The reasoning behind this makes sense – it’s a 50-card set, and with Arena’s duplicate protection it’d be too easy to complete full playsets of the whole thing. But the answer to that really didn’t have to be selling me stuff I already own in packs not clearly labelled as containing older cards. Aftermath has proven that not every Magic product needs to be a booster set, and maybe Arena could have been the perfect venue to experiment with other methods of getting the cards out there, the way Pokemon TCG does with its mini-sets.

Opening an MoM Aftermath pack on MTG Arena and only pulling one card from the set.

Aftermath could have been a non-randomised purchase on Arena, a $50 “get the whole set” deal like the Historic and Explorer Anthologies, or Hearthstone’s mini-sets.
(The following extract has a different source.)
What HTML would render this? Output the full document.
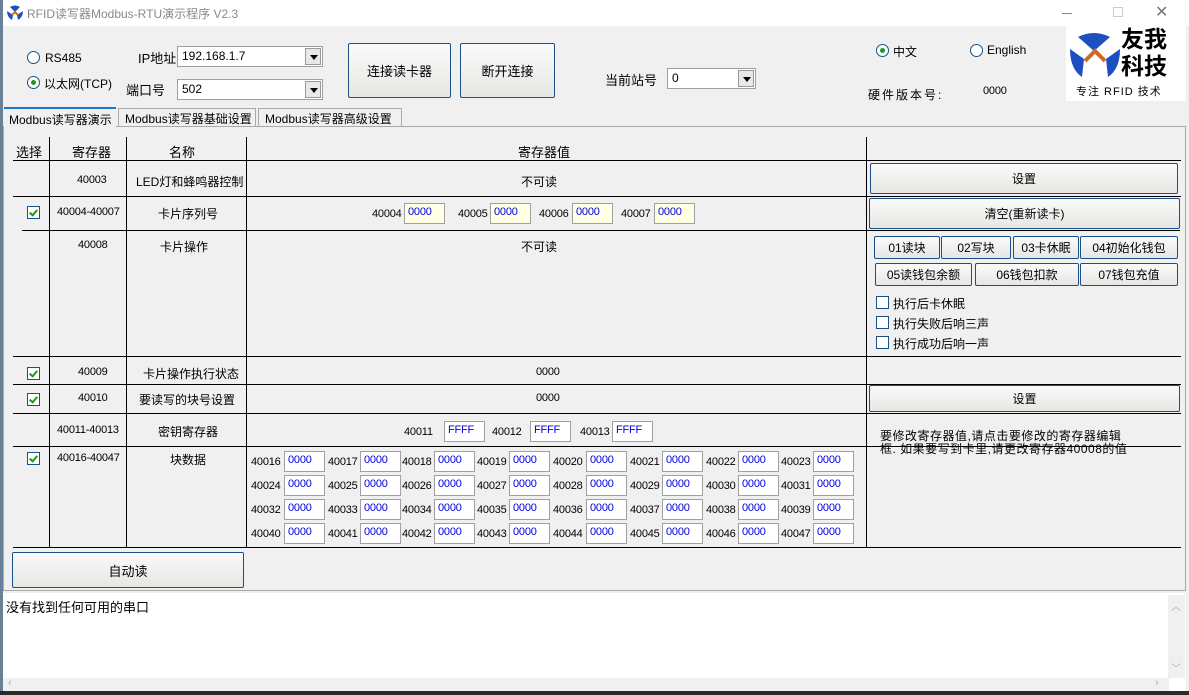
<!DOCTYPE html>
<html><head><meta charset="utf-8"><style>
*{margin:0;padding:0;box-sizing:border-box}
body{width:1189px;height:695px;overflow:hidden;background:#f0f0f0;font-family:"Liberation Sans","Noto Sans CJK SC",sans-serif;font-size:12px;color:#000;position:relative}
.a{position:absolute;white-space:nowrap}
.n{font-size:11px;letter-spacing:-0.2px}
.h{position:absolute;height:1px;background:#000}
.v{position:absolute;width:1px;background:#000}
.btn{position:absolute;border:1px solid #1c4f86;border-radius:2px;background:linear-gradient(#fafafa,#e6e6e3);display:flex;align-items:center;justify-content:center;font-size:12px}
.cb{position:absolute;width:13px;height:13px;border:1px solid #1c4f86;background:#fff}
.cb.k::after{content:"";position:absolute;left:3px;top:1px;width:3px;height:6px;border:solid #1a9a1a;border-width:0 2px 2px 0;transform:rotate(40deg)}
.box{position:absolute;height:21px;border:1px solid #a0a0a0;background:#fff;color:#0000e0;padding:2px 0 0 3px;font-size:11px;letter-spacing:-0.2px}
.y{background:#ffffe6}
.rad{position:absolute;width:13px;height:13px;border:1px solid #1c4f86;border-radius:50%;background:#fff}
.rad.on::after{content:"";position:absolute;left:3px;top:3px;width:5px;height:5px;border-radius:50%;background:#1a9a1a}
.cmb{position:absolute;height:21px;border:1px solid #a0a0a0;background:#fff;padding:2px 0 0 4px}
.cmb i{position:absolute;right:1px;top:1px;width:16px;height:17px;border:1px solid #999;background:#e8e8e8}
.cmb i::after{content:"";position:absolute;left:4px;top:6px;border:4px solid transparent;border-top:5px solid #000}
</style></head><body>
<div class="a" style="left:0;top:0;width:3px;height:695px;background:#6a7f98"></div>
<div class="a" style="left:3px;top:0;width:1186px;height:26px;background:#fff"></div>
<svg class="a" style="left:6px;top:5px" width="18" height="16" viewBox="0 0 18 16"><path d="M4 2 Q9 -1 14 2 L9 7Z" fill="#1e4fc0"/><path d="M1 6 L7 10 L6 15 Q1 12 1 6Z" fill="#1e4fc0"/><path d="M17 6 L11 10 L12 15 Q17 12 17 6Z" fill="#1e4fc0"/><path d="M6 10 L9 7 L12 10" stroke="#d06a20" stroke-width="2" fill="none"/></svg>
<div class="a" style="left:27px;top:5px;color:#888;font-size:12px">RFID读写器Modbus-RTU演示程序 V2.3</div>
<div class="a" style="left:1062px;top:13px;width:10px;height:1px;background:#888"></div>
<div class="a" style="left:1113px;top:7px;width:10px;height:10px;border:1px solid #ccc"></div>
<div class="a" style="left:1155px;top:2px;color:#777;font-size:16px">✕</div>

<div class="rad" style="left:27px;top:51px"></div><div class="a" style="left:45px;top:51px">RS485</div>
<div class="rad on" style="left:27px;top:76px"></div><div class="a" style="left:44px;top:75px">以太网(TCP)</div>
<div class="a" style="left:138px;top:48px;font-size:13px">IP地址</div>
<div class="cmb" style="left:177px;top:46px;width:146px;">192.168.1.7<i></i></div>
<div class="a" style="left:126px;top:80px;font-size:13px">端口号</div>
<div class="cmb" style="left:177px;top:79px;width:146px;">502<i></i></div>
<div class="btn" style="left:348px;top:43px;width:103px;height:55px;font-size:13px">连接读卡器</div>
<div class="btn" style="left:460px;top:43px;width:95px;height:55px;font-size:13px">断开连接</div>
<div class="a" style="left:605px;top:70px;font-size:13px">当前站号</div>
<div class="cmb" style="left:667px;top:68px;width:89px;">0<i></i></div>
<div class="rad on" style="left:876px;top:44px"></div><div class="a" style="left:893px;top:43px">中文</div>
<div class="rad" style="left:970px;top:44px"></div><div class="a" style="left:987px;top:43px">English</div>
<div class="a" style="left:868px;top:86px;letter-spacing:2px">硬件版本号:</div>
<div class="a n" style="left:983px;top:85px">0000</div>
<div class="a" style="left:1066px;top:26px;width:120px;height:75px;background:#fff"></div>
<svg class="a" style="left:1068px;top:31px" width="54" height="48" viewBox="0 0 54 48"><path d="M10 6 Q26 -2 42 6 L26 20Z" fill="#1e4fc0"/><path d="M2 18 L16 28 L14 46 Q2 38 2 18Z" fill="#1e4fc0"/><path d="M52 18 L38 28 L40 46 Q52 38 52 18Z" fill="#1e4fc0"/><path d="M17 30 L27 20 L37 30" stroke="#d06a20" stroke-width="4" fill="none"/></svg>
<div class="a" style="left:1121px;top:26px;font-size:23px;font-weight:bold;line-height:27px">友我<br>科技</div>
<div class="a" style="left:1076px;top:83px;font-size:11px;letter-spacing:1px">专注 RFID 技术</div>

<div class="a" style="left:3px;top:126px;width:1183px;height:465px;border:1px solid #a9a9a9"></div>
<div class="a" style="left:4px;top:107px;width:112px;height:20px;background:#f0f0f0;border-top:2px solid #1979ca"></div>
<div class="a" style="left:9px;top:111px">Modbus读写器演示</div>
<div class="a" style="left:118px;top:108px;width:138px;height:18px;border:1px solid #a9a9a9;border-bottom:none"></div>
<div class="a" style="left:125px;top:110px">Modbus读写器基础设置</div>
<div class="a" style="left:258px;top:108px;width:144px;height:18px;border:1px solid #a9a9a9;border-bottom:none"></div>
<div class="a" style="left:265px;top:110px">Modbus读写器高级设置</div>

<div class="h" style="left:13px;top:160px;width:1168px"></div>
<div class="h" style="left:13px;top:196px;width:1168px"></div>
<div class="h" style="left:22px;top:230px;width:1158px"></div>
<div class="h" style="left:13px;top:356px;width:1168px"></div>
<div class="h" style="left:13px;top:384px;width:1168px"></div>
<div class="h" style="left:13px;top:413px;width:1168px"></div>
<div class="h" style="left:13px;top:446px;width:1168px"></div>
<div class="h" style="left:13px;top:547px;width:1168px"></div>
<div class="v" style="left:49px;top:137px;height:411px"></div>
<div class="v" style="left:126px;top:137px;height:411px"></div>
<div class="v" style="left:246px;top:137px;height:411px"></div>
<div class="v" style="left:866px;top:137px;height:411px"></div>

<div class="a" style="left:16px;top:142px;font-size:13px">选择</div>
<div class="a" style="left:72px;top:142px;font-size:13px">寄存器</div>
<div class="a" style="left:169px;top:142px;font-size:13px">名称</div>
<div class="a" style="left:518px;top:142px;font-size:13px">寄存器值</div>

<div class="a n" style="left:77px;top:174px">40003</div>
<div class="a" style="left:136px;top:173px">LED灯和蜂鸣器控制</div>
<div class="a" style="left:521px;top:173px">不可读</div>
<div class="btn" style="left:870px;top:163px;width:308px;height:31px">设置</div>

<div class="cb k" style="left:27px;top:206px"></div>
<div class="a n" style="left:57px;top:206px">40004-40007</div>
<div class="a" style="left:158px;top:205px">卡片序列号</div>
<div class="a n" style="left:372px;top:208px">40004</div><div class="box y" style="left:404px;top:203px;width:41px">0000</div>
<div class="a n" style="left:458px;top:208px">40005</div><div class="box y" style="left:490px;top:203px;width:41px">0000</div>
<div class="a n" style="left:539px;top:208px">40006</div><div class="box y" style="left:572px;top:203px;width:41px">0000</div>
<div class="a n" style="left:621px;top:208px">40007</div><div class="box y" style="left:654px;top:203px;width:41px">0000</div>
<div class="btn" style="left:869px;top:198px;width:311px;height:31px">清空(重新读卡)</div>

<div class="a n" style="left:78px;top:239px">40008</div>
<div class="a" style="left:160px;top:238px">卡片操作</div>
<div class="a" style="left:521px;top:238px">不可读</div>
<div class="btn" style="left:874px;top:236px;width:66px;height:23px">01读块</div>
<div class="btn" style="left:941px;top:236px;width:70px;height:23px">02写块</div>
<div class="btn" style="left:1013px;top:236px;width:66px;height:23px">03卡休眠</div>
<div class="btn" style="left:1080px;top:236px;width:98px;height:23px">04初始化钱包</div>
<div class="btn" style="left:875px;top:263px;width:97px;height:23px">05读钱包余额</div>
<div class="btn" style="left:975px;top:263px;width:104px;height:23px">06钱包扣款</div>
<div class="btn" style="left:1080px;top:263px;width:98px;height:23px">07钱包充值</div>
<div class="cb" style="left:876px;top:296px"></div><div class="a" style="left:893px;top:295px">执行后卡休眠</div>
<div class="cb" style="left:876px;top:316px"></div><div class="a" style="left:893px;top:315px">执行失败后响三声</div>
<div class="cb" style="left:876px;top:336px"></div><div class="a" style="left:893px;top:335px">执行成功后响一声</div>

<div class="cb k" style="left:27px;top:367px"></div>
<div class="a n" style="left:78px;top:366px">40009</div>
<div class="a" style="left:143px;top:365px">卡片操作执行状态</div>
<div class="a n" style="left:536px;top:366px">0000</div>

<div class="cb k" style="left:27px;top:393px"></div>
<div class="a n" style="left:78px;top:392px">40010</div>
<div class="a" style="left:139px;top:391px">要读写的块号设置</div>
<div class="a n" style="left:536px;top:392px">0000</div>
<div class="btn" style="left:869px;top:385px;width:311px;height:27px">设置</div>

<div class="a n" style="left:57px;top:424px">40011-40013</div>
<div class="a" style="left:158px;top:423px">密钥寄存器</div>
<div class="a n" style="left:404px;top:426px">40011</div><div class="box" style="left:444px;top:421px;width:41px">FFFF</div>
<div class="a n" style="left:492px;top:426px">40012</div><div class="box" style="left:530px;top:421px;width:41px">FFFF</div>
<div class="a n" style="left:580px;top:426px">40013</div><div class="box" style="left:612px;top:421px;width:41px">FFFF</div>
<div class="a" style="left:880px;top:430px;line-height:13px;letter-spacing:0.5px">要修改寄存器值,请点击要修改的寄存器编辑<br>框. 如果要写到卡里,请更改寄存器40008的值</div>

<div class="cb k" style="left:27px;top:452px"></div>
<div class="a n" style="left:57px;top:452px">40016-40047</div>
<div class="a" style="left:170px;top:451px">块数据</div>

<div class="a n" style="left:251px;top:456px">40016</div><div class="box" style="left:284px;top:451px;width:41px">0000</div>
<div class="a n" style="left:328px;top:456px">40017</div><div class="box" style="left:360px;top:451px;width:41px">0000</div>
<div class="a n" style="left:402px;top:456px">40018</div><div class="box" style="left:434px;top:451px;width:41px">0000</div>
<div class="a n" style="left:477px;top:456px">40019</div><div class="box" style="left:509px;top:451px;width:41px">0000</div>
<div class="a n" style="left:553px;top:456px">40020</div><div class="box" style="left:586px;top:451px;width:41px">0000</div>
<div class="a n" style="left:630px;top:456px">40021</div><div class="box" style="left:662px;top:451px;width:41px">0000</div>
<div class="a n" style="left:706px;top:456px">40022</div><div class="box" style="left:738px;top:451px;width:41px">0000</div>
<div class="a n" style="left:781px;top:456px">40023</div><div class="box" style="left:813px;top:451px;width:41px">0000</div>

<div class="a n" style="left:251px;top:480px">40024</div><div class="box" style="left:284px;top:475px;width:41px">0000</div>
<div class="a n" style="left:328px;top:480px">40025</div><div class="box" style="left:360px;top:475px;width:41px">0000</div>
<div class="a n" style="left:402px;top:480px">40026</div><div class="box" style="left:434px;top:475px;width:41px">0000</div>
<div class="a n" style="left:477px;top:480px">40027</div><div class="box" style="left:509px;top:475px;width:41px">0000</div>
<div class="a n" style="left:553px;top:480px">40028</div><div class="box" style="left:586px;top:475px;width:41px">0000</div>
<div class="a n" style="left:630px;top:480px">40029</div><div class="box" style="left:662px;top:475px;width:41px">0000</div>
<div class="a n" style="left:706px;top:480px">40030</div><div class="box" style="left:738px;top:475px;width:41px">0000</div>
<div class="a n" style="left:781px;top:480px">40031</div><div class="box" style="left:813px;top:475px;width:41px">0000</div>

<div class="a n" style="left:251px;top:504px">40032</div><div class="box" style="left:284px;top:499px;width:41px">0000</div>
<div class="a n" style="left:328px;top:504px">40033</div><div class="box" style="left:360px;top:499px;width:41px">0000</div>
<div class="a n" style="left:402px;top:504px">40034</div><div class="box" style="left:434px;top:499px;width:41px">0000</div>
<div class="a n" style="left:477px;top:504px">40035</div><div class="box" style="left:509px;top:499px;width:41px">0000</div>
<div class="a n" style="left:553px;top:504px">40036</div><div class="box" style="left:586px;top:499px;width:41px">0000</div>
<div class="a n" style="left:630px;top:504px">40037</div><div class="box" style="left:662px;top:499px;width:41px">0000</div>
<div class="a n" style="left:706px;top:504px">40038</div><div class="box" style="left:738px;top:499px;width:41px">0000</div>
<div class="a n" style="left:781px;top:504px">40039</div><div class="box" style="left:813px;top:499px;width:41px">0000</div>

<div class="a n" style="left:251px;top:528px">40040</div><div class="box" style="left:284px;top:523px;width:41px">0000</div>
<div class="a n" style="left:328px;top:528px">40041</div><div class="box" style="left:360px;top:523px;width:41px">0000</div>
<div class="a n" style="left:402px;top:528px">40042</div><div class="box" style="left:434px;top:523px;width:41px">0000</div>
<div class="a n" style="left:477px;top:528px">40043</div><div class="box" style="left:509px;top:523px;width:41px">0000</div>
<div class="a n" style="left:553px;top:528px">40044</div><div class="box" style="left:586px;top:523px;width:41px">0000</div>
<div class="a n" style="left:630px;top:528px">40045</div><div class="box" style="left:662px;top:523px;width:41px">0000</div>
<div class="a n" style="left:706px;top:528px">40046</div><div class="box" style="left:738px;top:523px;width:41px">0000</div>
<div class="a n" style="left:781px;top:528px">40047</div><div class="box" style="left:813px;top:523px;width:41px">0000</div>

<div class="btn" style="left:12px;top:552px;width:232px;height:36px;font-size:13px">自动读</div>

<div class="a" style="left:3px;top:593px;width:1183px;height:98px;background:#fff"></div>
<div class="a" style="left:6px;top:597px;font-size:13px">没有找到任何可用的串口</div>
<div class="a" style="left:1168px;top:595px;width:17px;height:83px;background:#f0f0f0"></div>
<div class="a" style="left:1171px;top:598px;color:#aaa;font-size:10px">︿</div>
<div class="a" style="left:1171px;top:660px;color:#aaa;font-size:10px">﹀</div>
<div class="a" style="left:3px;top:678px;width:1166px;height:13px;background:#f0f0f0"></div>
<div class="a" style="left:8px;top:677px;color:#aaa;font-size:11px">‹</div>
<div class="a" style="left:1155px;top:677px;color:#aaa;font-size:11px">›</div>
<div class="a" style="left:0;top:691px;width:1189px;height:4px;background:#2a2a2a"></div>
</body></html>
It could have been tied into a Mastery Pass instead, with Aftermath packs rewarded for levelling up. It could even have been packs of two or three cards, rather than paper’s five or six. Anything feels less disappointing than opening a new set and getting another bloody Khenra Spellspear.

The set has been in my hands for less than 48 hours, and I’m already worn out with it. With so much controversy before launch, an unsatisfying surprise drop, and then an even weaker product offering, it feels like Aftermath is doomed and Wizards just wants to get it out of the way. Despite the unending hype machine of Magic, I’m happy, just this once, to let Wizards move onto the next thing, just so we can all stop thinking about The Aftermath.